One struggle which I bet many of us are not having is Jesus’ response. Have you ever noticed that Jesus does not tell the Greeks yes or no? Jesus neither agrees to meet with them nor tells them to go away. Instead, He launches into this teaching about His death, about His expectation of cross bearing on the part of His disciples, and about His promise that those who serve Him will, in turn, be glorified by the Father. Why? Jesus is already instructing His disciples that we will be the ones who point others to Him. We will be His hands, His feet, His Body in the world. It will be left to us to point others to Him through the work and ministry and crosses He has given us to bear or to do. You and I need to hear with His ears and see with His eyes. We are the ones who will be given opportunities to give directions to Him. To whom will we point them?

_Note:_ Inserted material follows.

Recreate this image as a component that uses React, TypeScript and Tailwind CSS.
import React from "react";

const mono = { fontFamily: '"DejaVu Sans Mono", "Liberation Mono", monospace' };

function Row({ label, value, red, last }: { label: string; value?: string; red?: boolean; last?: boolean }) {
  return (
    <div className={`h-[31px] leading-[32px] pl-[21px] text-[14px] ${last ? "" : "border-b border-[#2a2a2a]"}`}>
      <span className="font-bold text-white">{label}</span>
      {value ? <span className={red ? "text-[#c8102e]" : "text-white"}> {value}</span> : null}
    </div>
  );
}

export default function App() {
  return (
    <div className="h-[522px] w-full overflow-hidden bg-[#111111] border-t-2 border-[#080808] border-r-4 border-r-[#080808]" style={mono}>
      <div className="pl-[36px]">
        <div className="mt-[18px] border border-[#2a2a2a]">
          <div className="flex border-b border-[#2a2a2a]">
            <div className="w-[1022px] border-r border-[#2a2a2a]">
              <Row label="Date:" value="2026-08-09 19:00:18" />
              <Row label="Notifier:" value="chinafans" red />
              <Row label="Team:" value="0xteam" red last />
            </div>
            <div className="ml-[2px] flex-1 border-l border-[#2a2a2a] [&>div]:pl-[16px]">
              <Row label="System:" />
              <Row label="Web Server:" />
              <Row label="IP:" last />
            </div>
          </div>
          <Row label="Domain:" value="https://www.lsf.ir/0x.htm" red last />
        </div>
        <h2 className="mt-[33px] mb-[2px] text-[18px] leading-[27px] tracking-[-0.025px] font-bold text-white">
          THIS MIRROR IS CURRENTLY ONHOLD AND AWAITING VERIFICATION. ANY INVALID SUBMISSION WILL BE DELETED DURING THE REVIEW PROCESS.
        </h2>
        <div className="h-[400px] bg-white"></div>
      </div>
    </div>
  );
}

What does that Jesus to whom we are called to point others look like? What does that God whom Jesus calls Father teach us about Himself? So often, those in the world around us think that we seek to call ourselves Christian because we want to hope that we will be in heaven while they find themselves separated from Him for eternity. There’s a certain tribalism, a certain “us against them” mentality that is behind the words and actions of those who forget the Jesus described here and elsewhere in Scripture. In truth, God is drawing the world, everybody we meet, to Himself through the work and person of Jesus Christ, His Son our Lord. It is Jesus who incarnates kingdom life in our midst. It is Jesus who reminds us that we can love others as ourselves, that we can lay down our life in the service of God-called service to others, certain in the knowledge that, just as we share in His death by virtue of our baptism, we are promised a share in His Resurrection in the life to come!

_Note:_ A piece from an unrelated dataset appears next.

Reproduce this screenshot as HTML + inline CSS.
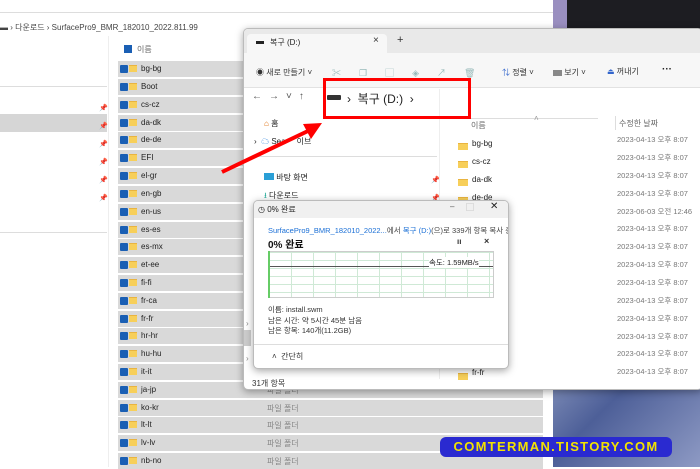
<!DOCTYPE html>
<html><head><meta charset="utf-8"><style>
*{margin:0;padding:0;box-sizing:border-box}
body{width:700px;height:467px;overflow:hidden;position:relative;background:#fff;font-family:"Liberation Sans","Noto Sans CJK KR",sans-serif;font-size:8px;color:#333}
.a{position:absolute;white-space:nowrap}
.row{position:absolute;left:118px;width:425px;height:16px;background:#d9d9d9}
.cb{position:absolute;left:2px;top:4px;width:8px;height:8px;background:#1a5fb4;border-radius:1px}
.fd{position:absolute;left:11px;top:4px;width:8px;height:7px;background:#f7cf5a;border-top:1px solid #e9b440}
.nm{position:absolute;left:23px;top:3px;font-size:8px;color:#222}
.pf{position:absolute;left:149px;top:3px;color:#888}
.date{position:absolute;left:617px;color:#777;font-size:7.5px}
.mf{position:absolute;left:457px;width:10px;height:7px;background:#f7cf5a;border-top:1px solid #e9b440}
</style></head><body>
<div class="a" style="left:553px;top:0;width:147px;height:467px;background:linear-gradient(135deg,#6f7fb0,#b9c3dc 45%,#4d5f98 75%,#8e9ac4)"></div>
<div class="a" style="left:553px;top:0;width:147px;height:30px;background:#1d1d22"></div>
<div class="a" style="left:553px;top:0;width:14px;height:30px;background:#9a8fc0"></div>
<div class="a" style="left:0;top:0;width:553px;height:467px;background:#fff"></div>
<div class="a" style="left:0;top:12px;width:553px;height:1px;background:#ddd"></div>
<div class="a" style="left:0;top:22px;font-size:8px;color:#444">▬ › 다운로드 › SurfacePro9_BMR_182010_2022.811.99</div>
<div class="a" style="left:0;top:86px;width:107px;height:1px;background:#ddd"></div>
<div class="a" style="left:0;top:114px;width:107px;height:18px;background:#d6d6d6"></div>
<div class="a" style="left:0;top:232px;width:107px;height:1px;background:#ddd"></div>
<div class="a" style="left:108px;top:36px;width:1px;height:431px;background:#eee"></div>
<div class="a" style="left:99px;top:100px;color:#888;font-size:7px;line-height:18px">📌<br>📌<br>📌<br>📌<br>📌<br>📌</div>
<div class="a" style="left:124px;top:45px;width:8px;height:8px;background:#1a5fb4"></div>
<div class="a" style="left:137px;top:44px;color:#666">이름</div>
<div class="row" style="top:61px"><div class="cb"></div><div class="fd"></div><div class="nm">bg-bg</div></div>
<div class="row" style="top:79px"><div class="cb"></div><div class="fd"></div><div class="nm">Boot</div></div>
<div class="row" style="top:97px"><div class="cb"></div><div class="fd"></div><div class="nm">cs-cz</div></div>
<div class="row" style="top:115px"><div class="cb"></div><div class="fd"></div><div class="nm">da-dk</div></div>
<div class="row" style="top:132px"><div class="cb"></div><div class="fd"></div><div class="nm">de-de</div></div>
<div class="row" style="top:150px"><div class="cb"></div><div class="fd"></div><div class="nm">EFI</div></div>
<div class="row" style="top:168px"><div class="cb"></div><div class="fd"></div><div class="nm">el-gr</div></div>
<div class="row" style="top:186px"><div class="cb"></div><div class="fd"></div><div class="nm">en-gb</div></div>
<div class="row" style="top:204px"><div class="cb"></div><div class="fd"></div><div class="nm">en-us</div></div>
<div class="row" style="top:222px"><div class="cb"></div><div class="fd"></div><div class="nm">es-es</div></div>
<div class="row" style="top:239px"><div class="cb"></div><div class="fd"></div><div class="nm">es-mx</div></div>
<div class="row" style="top:257px"><div class="cb"></div><div class="fd"></div><div class="nm">et-ee</div></div>
<div class="row" style="top:275px"><div class="cb"></div><div class="fd"></div><div class="nm">fi-fi</div></div>
<div class="row" style="top:293px"><div class="cb"></div><div class="fd"></div><div class="nm">fr-ca</div></div>
<div class="row" style="top:311px"><div class="cb"></div><div class="fd"></div><div class="nm">fr-fr</div></div>
<div class="row" style="top:328px"><div class="cb"></div><div class="fd"></div><div class="nm">hr-hr</div></div>
<div class="row" style="top:346px"><div class="cb"></div><div class="fd"></div><div class="nm">hu-hu</div></div>
<div class="row" style="top:364px"><div class="cb"></div><div class="fd"></div><div class="nm">it-it</div></div>
<div class="row" style="top:382px"><div class="cb"></div><div class="fd"></div><div class="nm">ja-jp</div><div class="pf">파일 폴더</div></div>
<div class="row" style="top:400px"><div class="cb"></div><div class="fd"></div><div class="nm">ko-kr</div><div class="pf">파일 폴더</div></div>
<div class="row" style="top:417px"><div class="cb"></div><div class="fd"></div><div class="nm">lt-lt</div><div class="pf">파일 폴더</div></div>
<div class="row" style="top:435px"><div class="cb"></div><div class="fd"></div><div class="nm">lv-lv</div><div class="pf">파일 폴더</div></div>
<div class="row" style="top:453px"><div class="cb"></div><div class="fd"></div><div class="nm">nb-no</div><div class="pf">파일 폴더</div></div>

<div class="a" style="left:243px;top:28px;width:460px;height:362px;background:#fff;border:1px solid #bbb;border-radius:5px;box-shadow:0 2px 8px rgba(0,0,0,.35);overflow:hidden">
 <div class="a" style="left:0;top:0;width:460px;height:24px;background:#e9e9e9"></div>
 <div class="a" style="left:3px;top:5px;width:140px;height:19px;background:#f7f7f7;border-radius:4px 4px 0 0"></div>
 <div class="a" style="left:12px;top:12px;width:8px;height:3px;background:#222"></div>
 <div class="a" style="left:26px;top:8px;color:#222">복구 (D:)</div>
 <div class="a" style="left:129px;top:6px;font-size:10px;color:#333">×</div>
 <div class="a" style="left:153px;top:5px;font-size:11px;color:#333">+</div>
 <div class="a" style="left:0;top:24px;width:460px;height:35px;background:#f7f7f7;border-bottom:1px solid #e2e2e2"></div>
 <div class="a" style="left:12px;top:38px;color:#333">◉ 새로 만들기 ˅</div>
 <div class="a" style="left:88px;top:37px;color:#9bb;font-size:9px;letter-spacing:18px">✂❐▢◈↗🗑</div>
 <div class="a" style="left:258px;top:38px;color:#333"><span style="color:#36c">⇅</span> 정렬 ˅</div>
 <div class="a" style="left:309px;top:38px;color:#333"><span style="display:inline-block;width:9px;height:6px;background:#888;vertical-align:middle"></span> 보기 ˅</div>
 <div class="a" style="left:363px;top:37px;color:#333"><span style="color:#36c">⏏</span> 꺼내기</div>
 <div class="a" style="left:418px;top:35px;font-size:10px;color:#222;font-weight:bold">···</div>
 <div class="a" style="left:8px;top:62px;color:#555;font-size:10px;letter-spacing:7px">←→˅↑</div>
 <div class="a" style="left:92px;top:66px;width:262px;height:24px;background:#fff;border-bottom:1px solid #ddd"></div>
 <div class="a" style="left:20px;top:89px;color:#222"><span style="color:#d60">⌂</span> 홈</div>
 <div class="a" style="left:10px;top:107px;color:#222">›&nbsp; <span style="color:#1a78d6">☁</span> Sea&nbsp;&nbsp;&nbsp;&nbsp;&nbsp;이브</div>
 <div class="a" style="left:8px;top:127px;width:185px;height:1px;background:#ddd"></div>
 <div class="a" style="left:20px;top:143px;color:#222"><span style="display:inline-block;width:10px;height:7px;background:#2a9fd6"></span> 바탕 화면</div>
 <div class="a" style="left:20px;top:161px;color:#222"><span style="color:#2a9">⭳</span> 다운로드</div>
 <div class="a" style="left:187px;top:143px;color:#999;font-size:7px;line-height:18px">📌<br>📌</div>
 <div class="a" style="left:195px;top:60px;width:1px;height:290px;background:#eee"></div>
 <div class="a" style="left:0;top:301px;width:7px;height:16px;background:#ccc"></div>
 <div class="a" style="left:2px;top:290px;color:#888">›</div>
 <div class="a" style="left:2px;top:325px;color:#888">›</div>
 <div class="a" style="left:8px;top:349px;color:#333">31개 항목</div>
 <div class="a" style="left:227px;top:91px;color:#666">이름</div>
 <div class="a" style="left:290px;top:85px;color:#999">˄</div>
 <div class="a" style="left:371px;top:87px;width:1px;height:14px;background:#ddd"></div>
 <div class="a" style="left:375px;top:89px;color:#666">수정한 날짜</div>
 <div class="mf" style="left:214px;top:114px"></div><div class="a" style="left:228px;top:110px;color:#222">bg-bg</div>
 <div class="mf" style="left:214px;top:132px"></div><div class="a" style="left:228px;top:128px;color:#222">cs-cz</div>
 <div class="mf" style="left:214px;top:150px"></div><div class="a" style="left:228px;top:146px;color:#222">da-dk</div>
 <div class="mf" style="left:214px;top:168px"></div><div class="a" style="left:228px;top:164px;color:#222">de-de</div>
 <div class="mf" style="left:214px;top:344px"></div><div class="a" style="left:228px;top:339px;color:#222">fr-fr</div>
</div>
<div class="date" style="top:134px">2023-04-13 오후 8:07</div>
<div class="date" style="top:152px">2023-04-13 오후 8:07</div>
<div class="date" style="top:170px">2023-04-13 오후 8:07</div>
<div class="date" style="top:188px">2023-04-13 오후 8:07</div>
<div class="date" style="top:206px">2023-06-03 오전 12:46</div>
<div class="date" style="top:223px">2023-04-13 오후 8:07</div>
<div class="date" style="top:241px">2023-04-13 오후 8:07</div>
<div class="date" style="top:259px">2023-04-13 오후 8:07</div>
<div class="date" style="top:277px">2023-04-13 오후 8:07</div>
<div class="date" style="top:295px">2023-04-13 오후 8:07</div>
<div class="date" style="top:313px">2023-04-13 오후 8:07</div>
<div class="date" style="top:331px">2023-04-13 오후 8:07</div>
<div class="date" style="top:348px">2023-04-13 오후 8:07</div>
<div class="date" style="top:366px">2023-04-13 오후 8:07</div>

<div class="a" style="left:323px;top:78px;width:148px;height:41px;border:3px solid #f00"></div>
<div class="a" style="left:327px;top:95px;width:14px;height:5px;background:#333;border-radius:1px"></div>
<div class="a" style="left:347px;top:90px;font-size:12px;color:#222">›&nbsp; 복구 (D:)&nbsp; ›</div>
<svg class="a" style="left:0;top:0" width="700" height="467"><line x1="222" y1="172" x2="308" y2="131" stroke="#f00" stroke-width="4"/><polygon points="322,123 303,124 311,139" fill="#f00"/></svg>

<div class="a" style="left:253px;top:200px;width:256px;height:169px;background:#fff;border:1px solid #bbb;border-radius:5px;box-shadow:0 2px 8px rgba(0,0,0,.35);overflow:hidden">
 <div class="a" style="left:0;top:0;width:256px;height:17px;background:#f0f0f0"></div>
 <div class="a" style="left:4px;top:3px;color:#222">◷ 0% 완료</div>
 <div class="a" style="left:196px;top:1px;color:#555">–</div>
 <div class="a" style="left:212px;top:1px;color:#aaa">▢</div>
 <div class="a" style="left:236px;top:0px;color:#222;font-size:10px">✕</div>
 <div class="a" style="left:14px;top:24px;font-size:7.5px;color:#444"><span style="color:#1a6fd6">SurfacePro9_BMR_182010_2022...</span>에서 <span style="color:#1a6fd6">복구 (D:)</span>(으)로 339개 항목 복사 중</div>
 <div class="a" style="left:14px;top:35px;font-size:10px;color:#111;font-weight:bold">0% 완료</div>
 <div class="a" style="left:203px;top:36px;font-size:8px;font-weight:bold">ıı</div>
 <div class="a" style="left:230px;top:35px;font-size:9px;font-weight:bold">×</div>
 <div class="a" style="left:14px;top:50px;width:226px;height:47px;border:1px solid #ccc;background:#fff;background-image:linear-gradient(90deg,#cfe9d6 1px,transparent 1px),linear-gradient(#cfe9d6 1px,transparent 1px);background-size:22px 8px"></div>
 <div class="a" style="left:15px;top:65px;width:224px;height:1px;background:#555"></div>
 <div class="a" style="left:14px;top:50px;width:2px;height:47px;background:#6c6"></div>
 <div class="a" style="left:175px;top:56px;font-size:7.5px;color:#222;background:#fff">속도: 1.59MB/s</div>
 <div class="a" style="left:14px;top:104px;font-size:7.5px;color:#333;line-height:10.5px">이름: install.swm<br>남은 시간: 약 5시간 45분 남음<br>남은 항목: 140개(11.2GB)</div>
 <div class="a" style="left:0;top:143px;width:256px;height:1px;background:#ddd"></div>
 <div class="a" style="left:18px;top:150px;color:#333">˄&nbsp; 간단히</div>
</div>

<div class="a" style="left:440px;top:437px;width:232px;height:20px;background:#2a2ad0;border-radius:6px;color:#f2e200;font-weight:bold;font-size:13px;letter-spacing:1.3px;text-align:center;line-height:20px">COMTERMAN.TISTORY.COM</div>
</body></html>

More amazingly, and in a point I probably over hammered home with my young friend Thursday evening, we serve a God who loves us, who delights in us, who wonderfully made each and every one of us and all those whom we encounter. We do not serve an angry or volcano god, as some would teach and preach. We do not serve a God who tries to trick us into making bad choices or who willy nilly ignores the hurt or pain of anyone. We don’t even serve a God who makes us pass an exam to get in, apart from choosing to follow Him in this life! We serve a God who delights in those who seek Him, who is gracious to those who repent, and who, like the Father of the Prodigal Son, longs to see each and every one of us choose wisely. We serve a God who delights in demonstrating strength through weakness, who has the power to call new life from death, and who marvels us with His mercy and grace when we repent of our evil. We serve a God who delights in taking many tribes, many peoples, many cultures, and uniting them in His Son! We serve a God who takes the foolish idea of His Son dying on the Cross and turns it into saving wisdom! Is that the Jesus whom you serve? Is that the Jesus whom you call Lord? Is that the Jesus to whom you point others? In the end, my brothers in sisters, it is that Jesus who came not to condemn but to save, and it is that Jesus whom the world, Gentiles and Christian alike, needs to meet through us. Pray that as we transition into the events of Holy Week and Easter, and the Gentiles who may join us at that time, it is that Jesus that we are bringing to those in the world around us!